-- STATED GOAL --
Below is a listing. Gather each line of it that contains "styles".

-- Lines of data --

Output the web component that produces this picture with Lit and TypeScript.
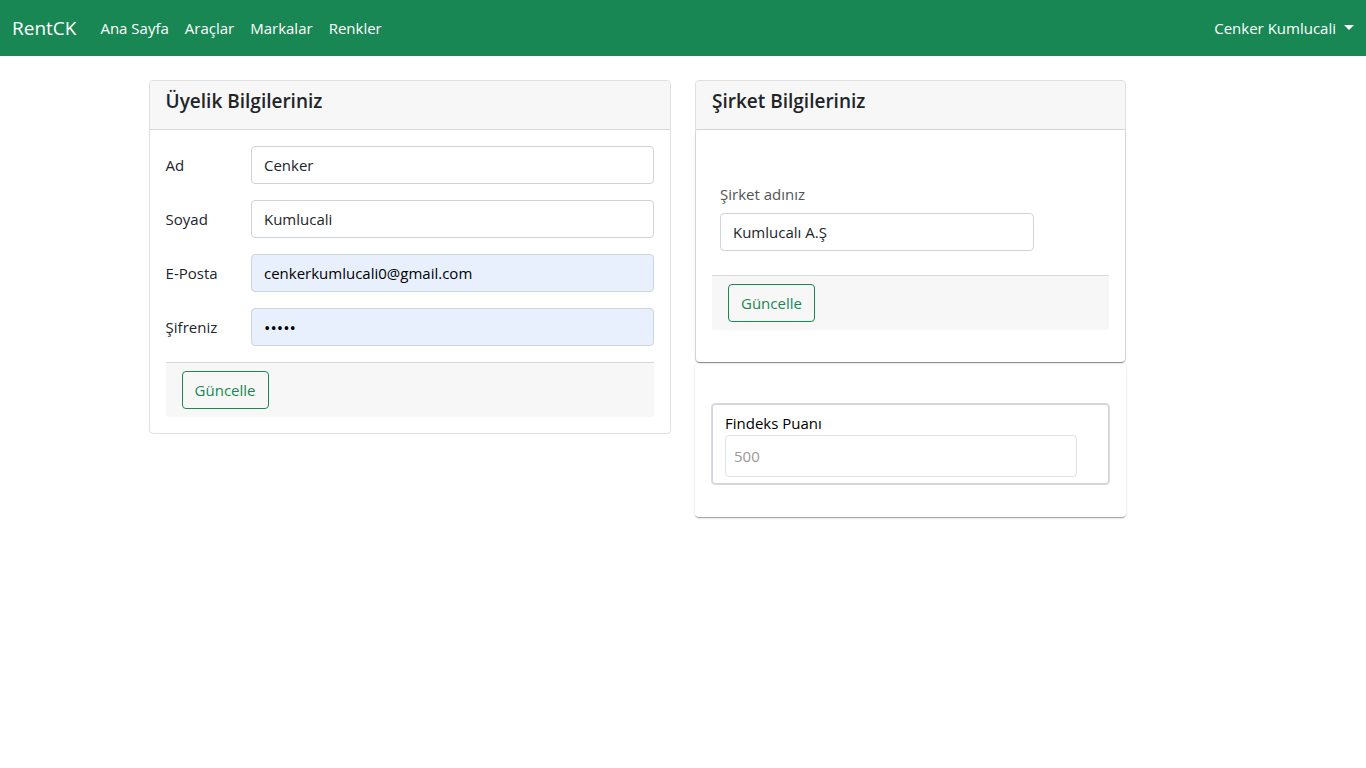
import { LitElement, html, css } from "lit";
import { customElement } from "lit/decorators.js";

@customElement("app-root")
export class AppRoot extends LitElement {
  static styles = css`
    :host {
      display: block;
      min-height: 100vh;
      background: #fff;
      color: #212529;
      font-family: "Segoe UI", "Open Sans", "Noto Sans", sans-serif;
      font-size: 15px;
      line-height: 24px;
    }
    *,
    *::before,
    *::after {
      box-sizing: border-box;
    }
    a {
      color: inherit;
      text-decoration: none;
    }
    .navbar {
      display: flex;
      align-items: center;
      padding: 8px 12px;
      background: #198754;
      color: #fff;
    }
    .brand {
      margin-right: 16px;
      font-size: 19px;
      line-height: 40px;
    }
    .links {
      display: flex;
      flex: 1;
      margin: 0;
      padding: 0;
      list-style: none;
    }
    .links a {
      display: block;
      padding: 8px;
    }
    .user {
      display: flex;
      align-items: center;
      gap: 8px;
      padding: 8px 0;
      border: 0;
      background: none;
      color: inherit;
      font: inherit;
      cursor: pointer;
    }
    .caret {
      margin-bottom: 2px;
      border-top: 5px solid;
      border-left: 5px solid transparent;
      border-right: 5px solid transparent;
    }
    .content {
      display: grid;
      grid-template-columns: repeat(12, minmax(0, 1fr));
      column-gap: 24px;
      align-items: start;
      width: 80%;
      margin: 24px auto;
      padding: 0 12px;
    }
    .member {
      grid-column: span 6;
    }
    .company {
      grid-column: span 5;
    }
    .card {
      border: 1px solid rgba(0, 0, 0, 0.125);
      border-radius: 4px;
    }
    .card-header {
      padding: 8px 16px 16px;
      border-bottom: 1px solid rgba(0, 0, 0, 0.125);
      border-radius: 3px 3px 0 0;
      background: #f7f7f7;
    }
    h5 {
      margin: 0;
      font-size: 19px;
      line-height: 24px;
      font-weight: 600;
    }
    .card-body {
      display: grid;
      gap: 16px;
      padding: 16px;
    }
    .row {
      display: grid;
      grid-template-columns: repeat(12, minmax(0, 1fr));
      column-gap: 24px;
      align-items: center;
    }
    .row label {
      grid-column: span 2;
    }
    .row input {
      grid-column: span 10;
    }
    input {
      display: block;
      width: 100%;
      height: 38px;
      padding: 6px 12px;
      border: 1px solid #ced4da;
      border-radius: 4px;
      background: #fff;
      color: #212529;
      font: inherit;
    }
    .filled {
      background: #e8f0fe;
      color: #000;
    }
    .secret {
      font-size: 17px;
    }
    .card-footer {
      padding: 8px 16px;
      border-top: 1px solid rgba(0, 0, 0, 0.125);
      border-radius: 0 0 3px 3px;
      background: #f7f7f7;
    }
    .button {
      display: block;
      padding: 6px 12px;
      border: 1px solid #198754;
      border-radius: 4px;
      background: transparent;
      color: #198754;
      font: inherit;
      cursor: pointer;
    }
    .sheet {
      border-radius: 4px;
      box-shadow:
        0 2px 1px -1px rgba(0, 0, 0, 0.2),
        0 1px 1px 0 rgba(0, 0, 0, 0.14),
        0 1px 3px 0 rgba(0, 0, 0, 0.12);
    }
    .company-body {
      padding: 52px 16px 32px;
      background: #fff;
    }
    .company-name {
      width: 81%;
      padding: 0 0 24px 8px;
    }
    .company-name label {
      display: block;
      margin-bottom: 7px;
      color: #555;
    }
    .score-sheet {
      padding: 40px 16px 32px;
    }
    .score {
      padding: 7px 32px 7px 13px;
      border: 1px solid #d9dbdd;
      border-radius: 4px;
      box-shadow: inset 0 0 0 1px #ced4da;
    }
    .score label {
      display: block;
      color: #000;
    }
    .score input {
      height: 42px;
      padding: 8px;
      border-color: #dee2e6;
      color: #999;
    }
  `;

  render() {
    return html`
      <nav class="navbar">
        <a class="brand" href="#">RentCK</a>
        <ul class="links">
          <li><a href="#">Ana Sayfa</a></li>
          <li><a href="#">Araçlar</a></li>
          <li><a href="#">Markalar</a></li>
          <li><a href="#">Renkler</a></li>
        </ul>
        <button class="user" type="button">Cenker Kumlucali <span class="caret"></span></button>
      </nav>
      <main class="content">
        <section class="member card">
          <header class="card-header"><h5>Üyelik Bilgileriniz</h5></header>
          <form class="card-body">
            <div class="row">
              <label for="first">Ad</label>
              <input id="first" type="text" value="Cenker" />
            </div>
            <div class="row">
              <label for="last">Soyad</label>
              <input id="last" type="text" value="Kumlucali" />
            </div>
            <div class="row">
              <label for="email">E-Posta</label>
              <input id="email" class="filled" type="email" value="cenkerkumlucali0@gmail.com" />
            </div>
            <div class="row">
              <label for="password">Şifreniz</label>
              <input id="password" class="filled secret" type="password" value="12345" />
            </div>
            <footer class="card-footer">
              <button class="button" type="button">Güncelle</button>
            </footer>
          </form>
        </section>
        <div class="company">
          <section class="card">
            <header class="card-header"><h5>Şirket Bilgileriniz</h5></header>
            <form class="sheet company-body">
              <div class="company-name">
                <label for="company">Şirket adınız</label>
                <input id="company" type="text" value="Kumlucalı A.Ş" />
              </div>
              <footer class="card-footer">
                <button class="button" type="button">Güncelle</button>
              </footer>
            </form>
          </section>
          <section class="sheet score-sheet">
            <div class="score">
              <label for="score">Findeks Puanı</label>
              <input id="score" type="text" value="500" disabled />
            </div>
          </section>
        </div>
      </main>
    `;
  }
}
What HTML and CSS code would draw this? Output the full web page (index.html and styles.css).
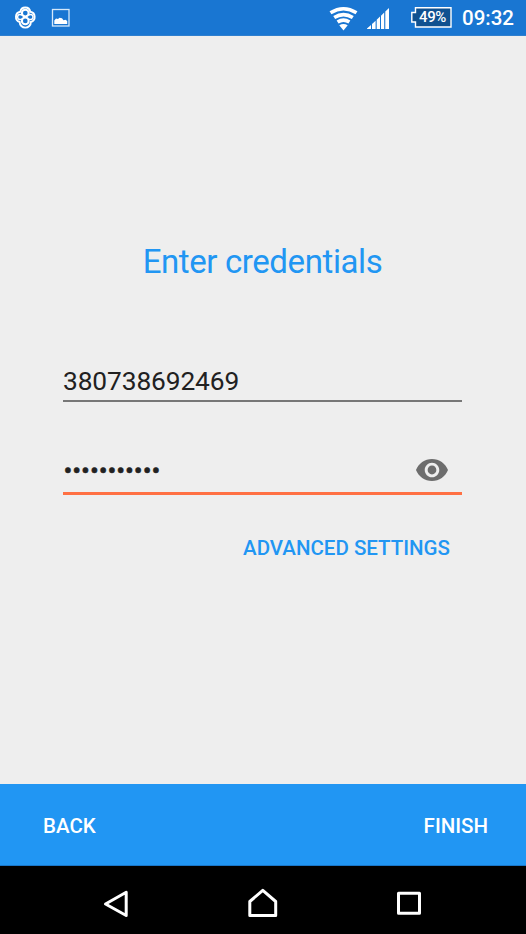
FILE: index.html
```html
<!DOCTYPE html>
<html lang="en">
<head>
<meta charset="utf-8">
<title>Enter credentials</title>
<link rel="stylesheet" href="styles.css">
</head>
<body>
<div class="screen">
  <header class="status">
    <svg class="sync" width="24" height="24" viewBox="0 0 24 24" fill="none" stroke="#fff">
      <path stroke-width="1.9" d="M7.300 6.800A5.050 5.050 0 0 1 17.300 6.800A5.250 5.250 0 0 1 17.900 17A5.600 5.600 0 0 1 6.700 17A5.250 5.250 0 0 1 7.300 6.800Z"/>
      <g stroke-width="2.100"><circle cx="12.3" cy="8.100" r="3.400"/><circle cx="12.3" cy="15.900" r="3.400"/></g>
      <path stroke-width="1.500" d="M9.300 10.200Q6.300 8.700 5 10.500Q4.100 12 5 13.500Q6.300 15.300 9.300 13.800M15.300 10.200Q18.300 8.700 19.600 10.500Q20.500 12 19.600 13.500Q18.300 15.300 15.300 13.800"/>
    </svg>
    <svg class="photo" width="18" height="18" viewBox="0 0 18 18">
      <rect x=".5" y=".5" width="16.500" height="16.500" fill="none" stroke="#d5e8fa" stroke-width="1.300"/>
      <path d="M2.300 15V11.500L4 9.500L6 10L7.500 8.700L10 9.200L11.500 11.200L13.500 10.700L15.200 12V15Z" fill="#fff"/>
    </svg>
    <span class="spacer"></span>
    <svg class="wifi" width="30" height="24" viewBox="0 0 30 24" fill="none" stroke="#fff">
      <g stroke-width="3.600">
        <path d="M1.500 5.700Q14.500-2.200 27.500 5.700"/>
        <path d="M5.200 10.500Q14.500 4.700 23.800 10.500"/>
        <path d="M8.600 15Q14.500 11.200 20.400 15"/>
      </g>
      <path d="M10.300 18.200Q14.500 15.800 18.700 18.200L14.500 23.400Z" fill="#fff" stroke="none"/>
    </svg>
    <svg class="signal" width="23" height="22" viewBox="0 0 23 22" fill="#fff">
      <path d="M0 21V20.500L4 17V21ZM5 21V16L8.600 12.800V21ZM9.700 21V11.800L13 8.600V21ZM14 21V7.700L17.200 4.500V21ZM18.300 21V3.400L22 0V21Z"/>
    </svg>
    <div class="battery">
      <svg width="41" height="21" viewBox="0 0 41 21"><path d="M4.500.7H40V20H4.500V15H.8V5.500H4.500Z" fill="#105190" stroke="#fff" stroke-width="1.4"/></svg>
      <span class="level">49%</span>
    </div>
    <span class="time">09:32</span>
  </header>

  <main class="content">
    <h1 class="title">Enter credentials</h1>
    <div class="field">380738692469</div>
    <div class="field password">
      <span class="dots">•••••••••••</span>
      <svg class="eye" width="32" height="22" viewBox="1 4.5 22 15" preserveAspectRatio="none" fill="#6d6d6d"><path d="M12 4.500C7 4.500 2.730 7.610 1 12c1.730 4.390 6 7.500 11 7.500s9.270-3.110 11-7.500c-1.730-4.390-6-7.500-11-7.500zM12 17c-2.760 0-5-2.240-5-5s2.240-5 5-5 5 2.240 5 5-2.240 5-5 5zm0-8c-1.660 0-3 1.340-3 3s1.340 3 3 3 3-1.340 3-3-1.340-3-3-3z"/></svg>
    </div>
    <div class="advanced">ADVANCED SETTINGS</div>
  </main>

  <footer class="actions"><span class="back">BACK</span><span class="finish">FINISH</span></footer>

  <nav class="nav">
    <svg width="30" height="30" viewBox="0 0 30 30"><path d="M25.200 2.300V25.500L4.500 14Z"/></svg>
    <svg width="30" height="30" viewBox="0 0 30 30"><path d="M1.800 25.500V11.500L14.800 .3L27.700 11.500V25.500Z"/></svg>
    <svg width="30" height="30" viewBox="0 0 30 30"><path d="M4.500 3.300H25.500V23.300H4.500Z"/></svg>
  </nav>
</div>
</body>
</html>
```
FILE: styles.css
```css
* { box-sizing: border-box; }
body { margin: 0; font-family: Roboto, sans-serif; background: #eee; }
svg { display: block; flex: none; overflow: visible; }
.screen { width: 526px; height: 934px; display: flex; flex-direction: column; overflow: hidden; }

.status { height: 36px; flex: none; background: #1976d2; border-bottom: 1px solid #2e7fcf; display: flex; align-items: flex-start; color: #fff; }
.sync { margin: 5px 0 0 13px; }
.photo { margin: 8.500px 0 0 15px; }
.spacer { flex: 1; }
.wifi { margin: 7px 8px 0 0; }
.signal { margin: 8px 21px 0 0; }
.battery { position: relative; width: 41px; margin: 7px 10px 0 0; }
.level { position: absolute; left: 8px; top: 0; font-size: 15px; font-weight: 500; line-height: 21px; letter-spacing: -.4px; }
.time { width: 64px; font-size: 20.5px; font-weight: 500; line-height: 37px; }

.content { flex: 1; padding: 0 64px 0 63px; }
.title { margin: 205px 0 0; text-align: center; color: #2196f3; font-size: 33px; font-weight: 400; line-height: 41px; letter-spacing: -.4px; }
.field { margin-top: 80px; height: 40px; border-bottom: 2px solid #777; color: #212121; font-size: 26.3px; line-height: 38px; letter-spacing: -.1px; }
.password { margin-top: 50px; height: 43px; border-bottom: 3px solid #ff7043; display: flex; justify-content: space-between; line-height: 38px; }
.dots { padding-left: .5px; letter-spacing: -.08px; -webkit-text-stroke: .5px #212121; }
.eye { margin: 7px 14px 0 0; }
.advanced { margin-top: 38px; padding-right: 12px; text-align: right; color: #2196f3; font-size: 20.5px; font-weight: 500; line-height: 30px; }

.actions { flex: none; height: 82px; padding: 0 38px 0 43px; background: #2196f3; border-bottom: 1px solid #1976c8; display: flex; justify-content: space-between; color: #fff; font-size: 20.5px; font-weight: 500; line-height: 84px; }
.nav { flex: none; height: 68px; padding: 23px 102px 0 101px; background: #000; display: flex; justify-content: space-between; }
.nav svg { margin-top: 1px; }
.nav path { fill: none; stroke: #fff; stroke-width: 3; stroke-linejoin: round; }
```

-- SOLVED EXERCISE --
  static styles = css`
What HTML and CSS code would draw this? Output the full web page (index.html and styles.css).
<link rel="stylesheet" href="styles.css">
FILE: styles.css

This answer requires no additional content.